**GIVEN TASK**
Restate each line of the listing exactly, without carrying over any pictures.

**SOURCE DATA**

•••

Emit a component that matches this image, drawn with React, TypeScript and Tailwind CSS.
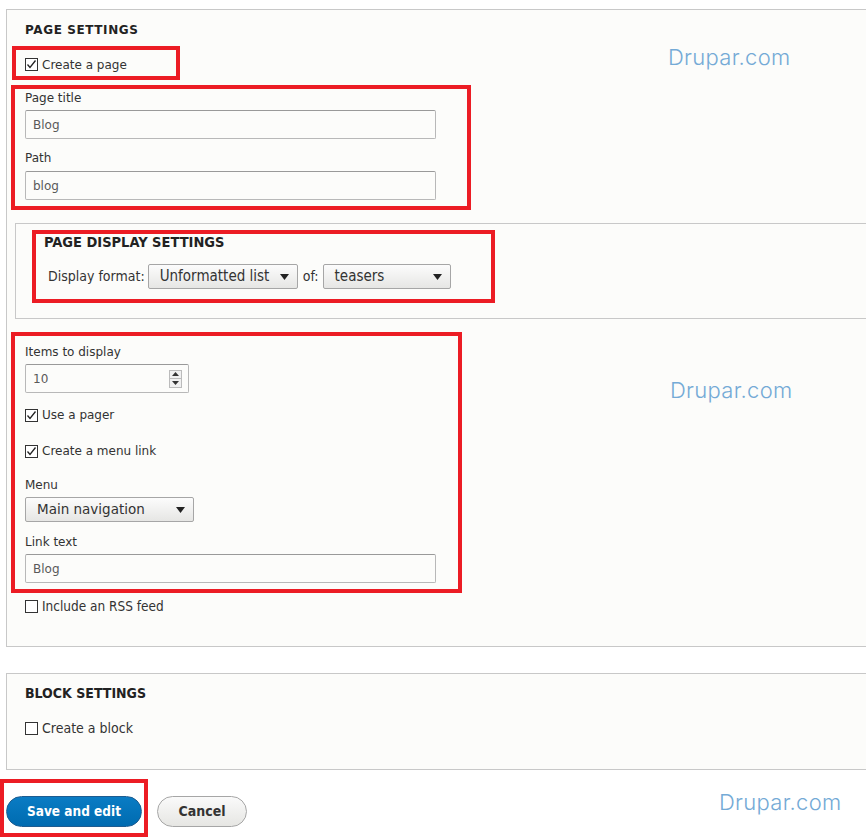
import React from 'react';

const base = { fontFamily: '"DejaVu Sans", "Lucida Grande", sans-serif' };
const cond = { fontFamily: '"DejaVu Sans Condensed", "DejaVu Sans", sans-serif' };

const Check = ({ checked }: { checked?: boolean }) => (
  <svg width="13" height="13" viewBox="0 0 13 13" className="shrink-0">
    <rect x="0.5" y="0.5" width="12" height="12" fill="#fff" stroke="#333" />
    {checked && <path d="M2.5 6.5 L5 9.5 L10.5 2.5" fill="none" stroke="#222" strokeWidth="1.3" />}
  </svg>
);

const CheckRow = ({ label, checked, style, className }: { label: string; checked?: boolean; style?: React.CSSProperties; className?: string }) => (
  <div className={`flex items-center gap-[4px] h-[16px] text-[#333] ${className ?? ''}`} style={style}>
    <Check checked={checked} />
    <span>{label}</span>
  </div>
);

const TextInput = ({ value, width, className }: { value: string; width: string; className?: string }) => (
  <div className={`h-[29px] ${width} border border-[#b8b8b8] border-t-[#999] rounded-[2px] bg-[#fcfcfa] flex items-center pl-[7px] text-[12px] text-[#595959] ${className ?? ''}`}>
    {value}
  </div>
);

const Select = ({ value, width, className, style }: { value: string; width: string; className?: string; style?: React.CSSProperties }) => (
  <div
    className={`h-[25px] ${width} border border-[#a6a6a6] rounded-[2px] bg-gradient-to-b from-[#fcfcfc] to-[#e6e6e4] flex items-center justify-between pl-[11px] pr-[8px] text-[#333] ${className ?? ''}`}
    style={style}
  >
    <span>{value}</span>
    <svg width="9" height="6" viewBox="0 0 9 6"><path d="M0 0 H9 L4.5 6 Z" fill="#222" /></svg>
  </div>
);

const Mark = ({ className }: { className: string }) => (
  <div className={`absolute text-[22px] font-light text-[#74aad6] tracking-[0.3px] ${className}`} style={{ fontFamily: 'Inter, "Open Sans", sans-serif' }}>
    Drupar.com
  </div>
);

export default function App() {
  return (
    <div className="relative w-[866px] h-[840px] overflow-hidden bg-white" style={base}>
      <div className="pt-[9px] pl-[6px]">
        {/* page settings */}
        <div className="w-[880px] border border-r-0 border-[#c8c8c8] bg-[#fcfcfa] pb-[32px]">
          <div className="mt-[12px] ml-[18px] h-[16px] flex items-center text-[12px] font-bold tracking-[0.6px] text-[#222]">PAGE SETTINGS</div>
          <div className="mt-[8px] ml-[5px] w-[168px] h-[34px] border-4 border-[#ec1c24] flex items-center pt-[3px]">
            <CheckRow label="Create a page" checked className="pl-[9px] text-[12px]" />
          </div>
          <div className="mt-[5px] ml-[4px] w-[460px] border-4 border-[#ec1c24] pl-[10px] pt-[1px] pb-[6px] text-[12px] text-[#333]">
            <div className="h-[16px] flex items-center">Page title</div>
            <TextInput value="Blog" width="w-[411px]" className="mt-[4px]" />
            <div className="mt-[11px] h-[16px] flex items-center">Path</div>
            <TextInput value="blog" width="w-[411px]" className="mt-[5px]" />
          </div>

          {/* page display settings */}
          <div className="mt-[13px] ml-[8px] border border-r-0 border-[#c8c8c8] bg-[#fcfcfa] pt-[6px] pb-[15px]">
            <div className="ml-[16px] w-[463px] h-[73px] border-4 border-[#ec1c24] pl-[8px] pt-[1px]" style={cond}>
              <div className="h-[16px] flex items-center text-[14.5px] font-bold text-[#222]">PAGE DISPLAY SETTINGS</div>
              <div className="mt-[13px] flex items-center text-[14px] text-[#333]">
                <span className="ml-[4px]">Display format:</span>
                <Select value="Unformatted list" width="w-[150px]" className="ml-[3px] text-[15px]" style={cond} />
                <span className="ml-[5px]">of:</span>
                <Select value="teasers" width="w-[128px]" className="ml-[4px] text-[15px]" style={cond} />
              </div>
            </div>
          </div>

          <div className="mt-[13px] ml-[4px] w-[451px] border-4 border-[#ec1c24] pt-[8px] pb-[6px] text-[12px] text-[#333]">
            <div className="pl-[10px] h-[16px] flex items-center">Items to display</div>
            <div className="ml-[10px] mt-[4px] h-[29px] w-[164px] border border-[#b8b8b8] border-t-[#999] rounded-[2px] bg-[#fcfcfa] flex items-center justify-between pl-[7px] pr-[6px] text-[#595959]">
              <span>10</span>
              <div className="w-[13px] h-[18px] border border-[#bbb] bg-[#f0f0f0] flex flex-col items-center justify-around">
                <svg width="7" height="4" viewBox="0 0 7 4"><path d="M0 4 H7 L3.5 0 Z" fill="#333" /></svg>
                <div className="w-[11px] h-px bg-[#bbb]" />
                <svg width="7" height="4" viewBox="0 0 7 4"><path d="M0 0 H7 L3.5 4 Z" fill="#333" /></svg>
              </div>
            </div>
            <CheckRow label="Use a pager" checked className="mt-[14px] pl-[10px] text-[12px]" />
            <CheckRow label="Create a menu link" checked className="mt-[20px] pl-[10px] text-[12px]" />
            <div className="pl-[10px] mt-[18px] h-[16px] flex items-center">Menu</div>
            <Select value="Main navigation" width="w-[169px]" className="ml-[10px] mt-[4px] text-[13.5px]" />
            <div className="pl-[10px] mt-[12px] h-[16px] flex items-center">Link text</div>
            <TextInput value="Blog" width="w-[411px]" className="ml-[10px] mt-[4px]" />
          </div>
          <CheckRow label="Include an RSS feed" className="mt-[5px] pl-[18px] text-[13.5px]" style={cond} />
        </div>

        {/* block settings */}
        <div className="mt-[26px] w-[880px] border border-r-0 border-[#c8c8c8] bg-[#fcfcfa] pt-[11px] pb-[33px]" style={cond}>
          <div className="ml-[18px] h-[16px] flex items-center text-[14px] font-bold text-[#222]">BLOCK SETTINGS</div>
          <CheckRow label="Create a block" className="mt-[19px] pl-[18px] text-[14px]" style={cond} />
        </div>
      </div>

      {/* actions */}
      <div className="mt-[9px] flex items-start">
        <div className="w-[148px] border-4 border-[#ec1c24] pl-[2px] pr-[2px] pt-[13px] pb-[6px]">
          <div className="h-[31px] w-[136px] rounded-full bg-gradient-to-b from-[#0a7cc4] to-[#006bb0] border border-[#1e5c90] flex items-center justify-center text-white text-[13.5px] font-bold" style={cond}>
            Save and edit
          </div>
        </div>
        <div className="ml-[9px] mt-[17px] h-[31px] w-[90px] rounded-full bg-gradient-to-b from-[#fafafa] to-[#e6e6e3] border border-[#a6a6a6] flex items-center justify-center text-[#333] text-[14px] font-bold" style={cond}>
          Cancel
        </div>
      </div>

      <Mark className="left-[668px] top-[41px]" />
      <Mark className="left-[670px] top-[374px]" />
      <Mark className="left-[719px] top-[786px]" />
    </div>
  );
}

•••

**SOLUTION BELOW**
Emit a component that matches this image, drawn with React, TypeScript and Tailwind CSS.
import React from 'react';

const base = { fontFamily: '"DejaVu Sans", "Lucida Grande", sans-serif' };
const cond = { fontFamily: '"DejaVu Sans Condensed", "DejaVu Sans", sans-serif' };

const Check = ({ checked }: { checked?: boolean }) => (
  <svg width="13" height="13" viewBox="0 0 13 13" className="shrink-0">
    <rect x="0.5" y="0.5" width="12" height="12" fill="#fff" stroke="#333" />
    {checked && <path d="M2.5 6.5 L5 9.5 L10.5 2.5" fill="none" stroke="#222" strokeWidth="1.3" />}
  </svg>
);

const CheckRow = ({ label, checked, style, className }: { label: string; checked?: boolean; style?: React.CSSProperties; className?: string }) => (
  <div className={`flex items-center gap-[4px] h-[16px] text-[#333] ${className ?? ''}`} style={style}>
    <Check checked={checked} />
    <span>{label}</span>
  </div>
);

const TextInput = ({ value, width, className }: { value: string; width: string; className?: string }) => (
  <div className={`h-[29px] ${width} border border-[#b8b8b8] border-t-[#999] rounded-[2px] bg-[#fcfcfa] flex items-center pl-[7px] text-[12px] text-[#595959] ${className ?? ''}`}>
    {value}
  </div>
);

const Select = ({ value, width, className, style }: { value: string; width: string; className?: string; style?: React.CSSProperties }) => (
  <div
    className={`h-[25px] ${width} border border-[#a6a6a6] rounded-[2px] bg-gradient-to-b from-[#fcfcfc] to-[#e6e6e4] flex items-center justify-between pl-[11px] pr-[8px] text-[#333] ${className ?? ''}`}
    style={style}
  >
    <span>{value}</span>
    <svg width="9" height="6" viewBox="0 0 9 6"><path d="M0 0 H9 L4.5 6 Z" fill="#222" /></svg>
  </div>
);

const Mark = ({ className }: { className: string }) => (
  <div className={`absolute text-[22px] font-light text-[#74aad6] tracking-[0.3px] ${className}`} style={{ fontFamily: 'Inter, "Open Sans", sans-serif' }}>
    Drupar.com
  </div>
);

export default function App() {
  return (
    <div className="relative w-[866px] h-[840px] overflow-hidden bg-white" style={base}>
      <div className="pt-[9px] pl-[6px]">
        {/* page settings */}
        <div className="w-[880px] border border-r-0 border-[#c8c8c8] bg-[#fcfcfa] pb-[32px]">
          <div className="mt-[12px] ml-[18px] h-[16px] flex items-center text-[12px] font-bold tracking-[0.6px] text-[#222]">PAGE SETTINGS</div>
          <div className="mt-[8px] ml-[5px] w-[168px] h-[34px] border-4 border-[#ec1c24] flex items-center pt-[3px]">
            <CheckRow label="Create a page" checked className="pl-[9px] text-[12px]" />
          </div>
          <div className="mt-[5px] ml-[4px] w-[460px] border-4 border-[#ec1c24] pl-[10px] pt-[1px] pb-[6px] text-[12px] text-[#333]">
            <div className="h-[16px] flex items-center">Page title</div>
            <TextInput value="Blog" width="w-[411px]" className="mt-[4px]" />
            <div className="mt-[11px] h-[16px] flex items-center">Path</div>
            <TextInput value="blog" width="w-[411px]" className="mt-[5px]" />
          </div>

          {/* page display settings */}
          <div className="mt-[13px] ml-[8px] border border-r-0 border-[#c8c8c8] bg-[#fcfcfa] pt-[6px] pb-[15px]">
            <div className="ml-[16px] w-[463px] h-[73px] border-4 border-[#ec1c24] pl-[8px] pt-[1px]" style={cond}>
              <div className="h-[16px] flex items-center text-[14.5px] font-bold text-[#222]">PAGE DISPLAY SETTINGS</div>
              <div className="mt-[13px] flex items-center text-[14px] text-[#333]">
                <span className="ml-[4px]">Display format:</span>
                <Select value="Unformatted list" width="w-[150px]" className="ml-[3px] text-[15px]" style={cond} />
                <span className="ml-[5px]">of:</span>
                <Select value="teasers" width="w-[128px]" className="ml-[4px] text-[15px]" style={cond} />
              </div>
            </div>
          </div>

          <div className="mt-[13px] ml-[4px] w-[451px] border-4 border-[#ec1c24] pt-[8px] pb-[6px] text-[12px] text-[#333]">
            <div className="pl-[10px] h-[16px] flex items-center">Items to display</div>
            <div className="ml-[10px] mt-[4px] h-[29px] w-[164px] border border-[#b8b8b8] border-t-[#999] rounded-[2px] bg-[#fcfcfa] flex items-center justify-between pl-[7px] pr-[6px] text-[#595959]">
              <span>10</span>
              <div className="w-[13px] h-[18px] border border-[#bbb] bg-[#f0f0f0] flex flex-col items-center justify-around">
                <svg width="7" height="4" viewBox="0 0 7 4"><path d="M0 4 H7 L3.5 0 Z" fill="#333" /></svg>
                <div className="w-[11px] h-px bg-[#bbb]" />
                <svg width="7" height="4" viewBox="0 0 7 4"><path d="M0 0 H7 L3.5 4 Z" fill="#333" /></svg>
              </div>
            </div>
            <CheckRow label="Use a pager" checked className="mt-[14px] pl-[10px] text-[12px]" />
            <CheckRow label="Create a menu link" checked className="mt-[20px] pl-[10px] text-[12px]" />
            <div className="pl-[10px] mt-[18px] h-[16px] flex items-center">Menu</div>
            <Select value="Main navigation" width="w-[169px]" className="ml-[10px] mt-[4px] text-[13.5px]" />
            <div className="pl-[10px] mt-[12px] h-[16px] flex items-center">Link text</div>
            <TextInput value="Blog" width="w-[411px]" className="ml-[10px] mt-[4px]" />
          </div>
          <CheckRow label="Include an RSS feed" className="mt-[5px] pl-[18px] text-[13.5px]" style={cond} />
        </div>

        {/* block settings */}
        <div className="mt-[26px] w-[880px] border border-r-0 border-[#c8c8c8] bg-[#fcfcfa] pt-[11px] pb-[33px]" style={cond}>
          <div className="ml-[18px] h-[16px] flex items-center text-[14px] font-bold text-[#222]">BLOCK SETTINGS</div>
          <CheckRow label="Create a block" className="mt-[19px] pl-[18px] text-[14px]" style={cond} />
        </div>
      </div>

      {/* actions */}
      <div className="mt-[9px] flex items-start">
        <div className="w-[148px] border-4 border-[#ec1c24] pl-[2px] pr-[2px] pt-[13px] pb-[6px]">
          <div className="h-[31px] w-[136px] rounded-full bg-gradient-to-b from-[#0a7cc4] to-[#006bb0] border border-[#1e5c90] flex items-center justify-center text-white text-[13.5px] font-bold" style={cond}>
            Save and edit
          </div>
        </div>
        <div className="ml-[9px] mt-[17px] h-[31px] w-[90px] rounded-full bg-gradient-to-b from-[#fafafa] to-[#e6e6e3] border border-[#a6a6a6] flex items-center justify-center text-[#333] text-[14px] font-bold" style={cond}>
          Cancel
        </div>
      </div>

      <Mark className="left-[668px] top-[41px]" />
      <Mark className="left-[670px] top-[374px]" />
      <Mark className="left-[719px] top-[786px]" />
    </div>
  );
}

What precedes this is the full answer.